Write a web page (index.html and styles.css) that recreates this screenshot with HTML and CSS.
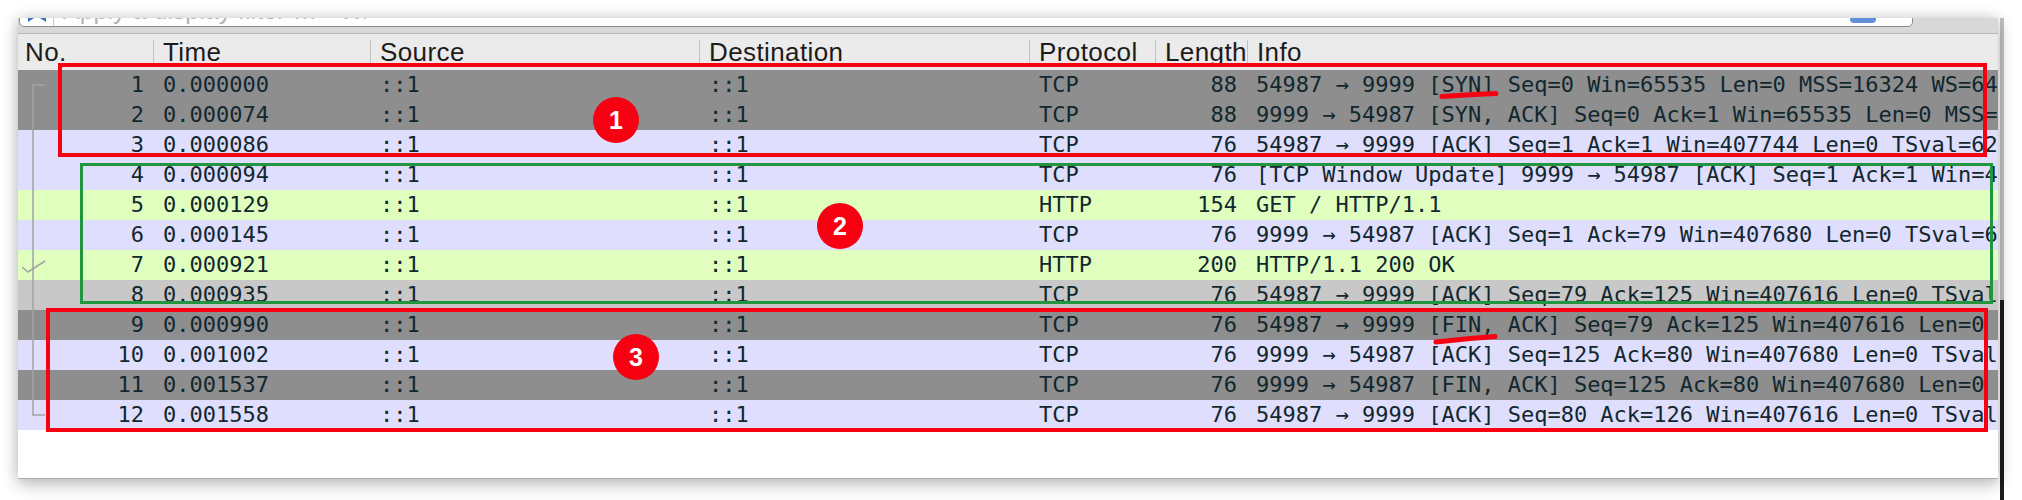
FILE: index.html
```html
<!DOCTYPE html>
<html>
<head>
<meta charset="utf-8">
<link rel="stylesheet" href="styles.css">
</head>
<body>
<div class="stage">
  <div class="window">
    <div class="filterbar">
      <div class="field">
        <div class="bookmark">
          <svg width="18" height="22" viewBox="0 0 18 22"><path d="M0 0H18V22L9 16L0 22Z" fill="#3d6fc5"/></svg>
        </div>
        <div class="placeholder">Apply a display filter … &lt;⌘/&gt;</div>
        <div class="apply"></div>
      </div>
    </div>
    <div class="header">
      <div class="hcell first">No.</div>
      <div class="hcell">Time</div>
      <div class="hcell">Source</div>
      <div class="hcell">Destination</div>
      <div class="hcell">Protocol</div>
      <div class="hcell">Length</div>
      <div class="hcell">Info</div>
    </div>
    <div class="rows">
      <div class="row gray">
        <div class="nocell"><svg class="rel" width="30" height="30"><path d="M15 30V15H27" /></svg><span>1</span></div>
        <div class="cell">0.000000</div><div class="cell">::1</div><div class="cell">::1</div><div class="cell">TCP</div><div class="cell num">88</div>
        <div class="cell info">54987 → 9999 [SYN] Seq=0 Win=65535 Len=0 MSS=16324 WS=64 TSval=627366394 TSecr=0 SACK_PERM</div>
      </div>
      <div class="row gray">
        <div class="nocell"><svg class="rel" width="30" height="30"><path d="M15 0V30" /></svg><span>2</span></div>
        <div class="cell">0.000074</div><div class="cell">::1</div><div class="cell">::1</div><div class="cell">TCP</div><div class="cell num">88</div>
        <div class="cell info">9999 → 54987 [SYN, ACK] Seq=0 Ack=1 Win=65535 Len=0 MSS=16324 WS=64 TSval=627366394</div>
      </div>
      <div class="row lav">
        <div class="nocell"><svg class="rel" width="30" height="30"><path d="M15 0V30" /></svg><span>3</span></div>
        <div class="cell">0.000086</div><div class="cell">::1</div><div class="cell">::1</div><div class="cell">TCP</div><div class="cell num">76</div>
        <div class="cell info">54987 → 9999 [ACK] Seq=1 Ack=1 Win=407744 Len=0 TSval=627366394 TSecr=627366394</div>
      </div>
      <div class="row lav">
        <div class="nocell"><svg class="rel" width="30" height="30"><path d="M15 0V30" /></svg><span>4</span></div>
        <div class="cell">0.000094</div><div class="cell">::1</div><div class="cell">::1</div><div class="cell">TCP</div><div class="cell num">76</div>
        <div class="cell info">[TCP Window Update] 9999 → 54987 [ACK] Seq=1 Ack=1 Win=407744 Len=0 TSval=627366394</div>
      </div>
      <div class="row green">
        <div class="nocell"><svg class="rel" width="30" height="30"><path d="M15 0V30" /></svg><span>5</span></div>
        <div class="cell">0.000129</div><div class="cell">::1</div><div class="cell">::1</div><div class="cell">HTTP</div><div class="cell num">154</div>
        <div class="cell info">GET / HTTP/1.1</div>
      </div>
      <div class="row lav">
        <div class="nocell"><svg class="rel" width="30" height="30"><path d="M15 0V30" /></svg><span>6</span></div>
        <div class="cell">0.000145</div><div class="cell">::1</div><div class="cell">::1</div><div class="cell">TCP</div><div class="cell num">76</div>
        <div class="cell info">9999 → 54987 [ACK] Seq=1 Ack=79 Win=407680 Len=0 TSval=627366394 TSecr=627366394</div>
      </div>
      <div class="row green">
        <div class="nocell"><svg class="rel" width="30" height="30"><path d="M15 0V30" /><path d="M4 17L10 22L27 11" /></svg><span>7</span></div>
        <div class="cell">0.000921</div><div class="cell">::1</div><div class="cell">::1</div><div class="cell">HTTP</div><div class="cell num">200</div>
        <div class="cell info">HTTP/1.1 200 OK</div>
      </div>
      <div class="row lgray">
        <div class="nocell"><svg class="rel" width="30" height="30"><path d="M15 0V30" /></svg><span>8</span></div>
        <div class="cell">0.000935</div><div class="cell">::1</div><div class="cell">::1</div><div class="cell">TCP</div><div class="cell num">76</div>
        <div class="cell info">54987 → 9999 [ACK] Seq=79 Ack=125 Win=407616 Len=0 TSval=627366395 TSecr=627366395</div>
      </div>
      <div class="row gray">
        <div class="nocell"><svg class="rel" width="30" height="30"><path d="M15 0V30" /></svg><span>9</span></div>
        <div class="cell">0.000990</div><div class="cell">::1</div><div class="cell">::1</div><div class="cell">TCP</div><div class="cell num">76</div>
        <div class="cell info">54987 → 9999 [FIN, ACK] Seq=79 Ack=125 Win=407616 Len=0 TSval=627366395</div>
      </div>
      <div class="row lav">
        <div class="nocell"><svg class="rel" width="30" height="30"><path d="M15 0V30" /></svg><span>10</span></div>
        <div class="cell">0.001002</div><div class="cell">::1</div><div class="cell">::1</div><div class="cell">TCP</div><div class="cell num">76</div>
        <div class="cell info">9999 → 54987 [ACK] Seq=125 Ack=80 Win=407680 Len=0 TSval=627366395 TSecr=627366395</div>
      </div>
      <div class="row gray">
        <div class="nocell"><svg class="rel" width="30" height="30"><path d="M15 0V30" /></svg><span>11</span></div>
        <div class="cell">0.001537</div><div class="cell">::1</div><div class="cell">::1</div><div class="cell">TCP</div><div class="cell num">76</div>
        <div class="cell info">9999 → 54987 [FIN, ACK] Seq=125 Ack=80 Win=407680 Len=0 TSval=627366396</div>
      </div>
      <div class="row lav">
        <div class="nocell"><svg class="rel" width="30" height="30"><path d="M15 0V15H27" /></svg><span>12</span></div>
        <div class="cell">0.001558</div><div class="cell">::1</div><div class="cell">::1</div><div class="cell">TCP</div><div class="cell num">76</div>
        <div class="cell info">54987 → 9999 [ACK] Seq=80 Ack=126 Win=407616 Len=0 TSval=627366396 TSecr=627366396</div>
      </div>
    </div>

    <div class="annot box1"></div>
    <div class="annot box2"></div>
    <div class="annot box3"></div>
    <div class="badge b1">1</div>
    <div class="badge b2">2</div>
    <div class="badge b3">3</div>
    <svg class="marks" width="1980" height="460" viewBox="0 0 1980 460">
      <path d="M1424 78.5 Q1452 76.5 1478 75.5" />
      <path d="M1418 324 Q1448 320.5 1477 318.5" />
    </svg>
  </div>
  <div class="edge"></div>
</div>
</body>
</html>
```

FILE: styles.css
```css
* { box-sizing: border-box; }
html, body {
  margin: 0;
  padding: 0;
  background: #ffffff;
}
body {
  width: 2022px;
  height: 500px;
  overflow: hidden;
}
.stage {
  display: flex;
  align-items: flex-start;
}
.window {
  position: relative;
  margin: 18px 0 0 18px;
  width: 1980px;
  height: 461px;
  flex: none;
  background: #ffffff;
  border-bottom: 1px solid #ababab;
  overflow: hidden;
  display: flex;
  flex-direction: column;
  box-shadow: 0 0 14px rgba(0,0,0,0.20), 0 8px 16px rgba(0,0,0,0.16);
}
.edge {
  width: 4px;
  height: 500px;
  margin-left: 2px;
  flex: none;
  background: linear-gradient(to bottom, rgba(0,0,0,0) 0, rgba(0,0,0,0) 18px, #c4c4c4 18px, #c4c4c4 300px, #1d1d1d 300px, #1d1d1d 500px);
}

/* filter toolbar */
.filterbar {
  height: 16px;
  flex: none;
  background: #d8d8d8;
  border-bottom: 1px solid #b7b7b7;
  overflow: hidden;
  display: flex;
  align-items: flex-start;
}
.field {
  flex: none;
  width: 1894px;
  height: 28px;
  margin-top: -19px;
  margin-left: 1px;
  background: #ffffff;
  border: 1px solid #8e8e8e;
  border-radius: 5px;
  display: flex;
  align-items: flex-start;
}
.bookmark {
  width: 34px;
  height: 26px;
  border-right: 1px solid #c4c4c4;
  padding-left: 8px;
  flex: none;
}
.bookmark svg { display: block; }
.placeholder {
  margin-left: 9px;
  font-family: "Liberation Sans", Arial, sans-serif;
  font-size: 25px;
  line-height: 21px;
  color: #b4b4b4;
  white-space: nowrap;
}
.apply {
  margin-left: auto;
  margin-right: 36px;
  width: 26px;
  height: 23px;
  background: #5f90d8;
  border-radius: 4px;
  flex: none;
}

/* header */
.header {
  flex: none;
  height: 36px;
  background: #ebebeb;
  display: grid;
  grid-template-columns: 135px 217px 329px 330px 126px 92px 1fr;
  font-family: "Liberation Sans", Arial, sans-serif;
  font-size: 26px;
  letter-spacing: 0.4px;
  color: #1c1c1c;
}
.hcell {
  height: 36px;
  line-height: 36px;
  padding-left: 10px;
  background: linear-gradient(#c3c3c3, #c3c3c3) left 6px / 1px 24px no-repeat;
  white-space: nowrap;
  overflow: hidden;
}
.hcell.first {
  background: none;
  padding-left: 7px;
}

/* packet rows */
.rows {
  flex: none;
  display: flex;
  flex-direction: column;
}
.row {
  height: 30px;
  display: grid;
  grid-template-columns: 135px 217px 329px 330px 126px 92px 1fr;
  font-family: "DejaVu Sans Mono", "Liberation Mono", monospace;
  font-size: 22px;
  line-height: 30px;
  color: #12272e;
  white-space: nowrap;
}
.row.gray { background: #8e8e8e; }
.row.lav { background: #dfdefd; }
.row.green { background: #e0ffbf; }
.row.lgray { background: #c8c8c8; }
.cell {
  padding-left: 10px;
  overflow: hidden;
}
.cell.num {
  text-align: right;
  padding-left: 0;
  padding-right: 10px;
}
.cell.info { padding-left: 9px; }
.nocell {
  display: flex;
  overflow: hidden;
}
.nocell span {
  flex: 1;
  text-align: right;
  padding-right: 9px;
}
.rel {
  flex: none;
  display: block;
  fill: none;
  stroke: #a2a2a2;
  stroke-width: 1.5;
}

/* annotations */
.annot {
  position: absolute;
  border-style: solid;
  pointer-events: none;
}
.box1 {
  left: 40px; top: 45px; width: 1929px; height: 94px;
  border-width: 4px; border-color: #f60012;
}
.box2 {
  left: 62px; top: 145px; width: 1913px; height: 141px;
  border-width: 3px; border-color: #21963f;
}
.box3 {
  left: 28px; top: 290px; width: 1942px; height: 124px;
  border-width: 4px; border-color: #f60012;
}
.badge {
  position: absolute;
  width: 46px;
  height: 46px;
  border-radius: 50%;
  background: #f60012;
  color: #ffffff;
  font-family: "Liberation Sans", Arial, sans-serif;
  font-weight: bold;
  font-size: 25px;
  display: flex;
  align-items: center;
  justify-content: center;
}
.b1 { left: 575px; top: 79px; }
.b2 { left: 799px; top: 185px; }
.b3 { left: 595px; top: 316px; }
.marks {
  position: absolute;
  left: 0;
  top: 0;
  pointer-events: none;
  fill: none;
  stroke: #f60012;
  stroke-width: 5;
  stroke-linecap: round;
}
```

◆ ◆ ◆

Directions for this task: Determine how many lines of the listing above hold the word "styles". Report that number without anything else.

Result of this exercise: 3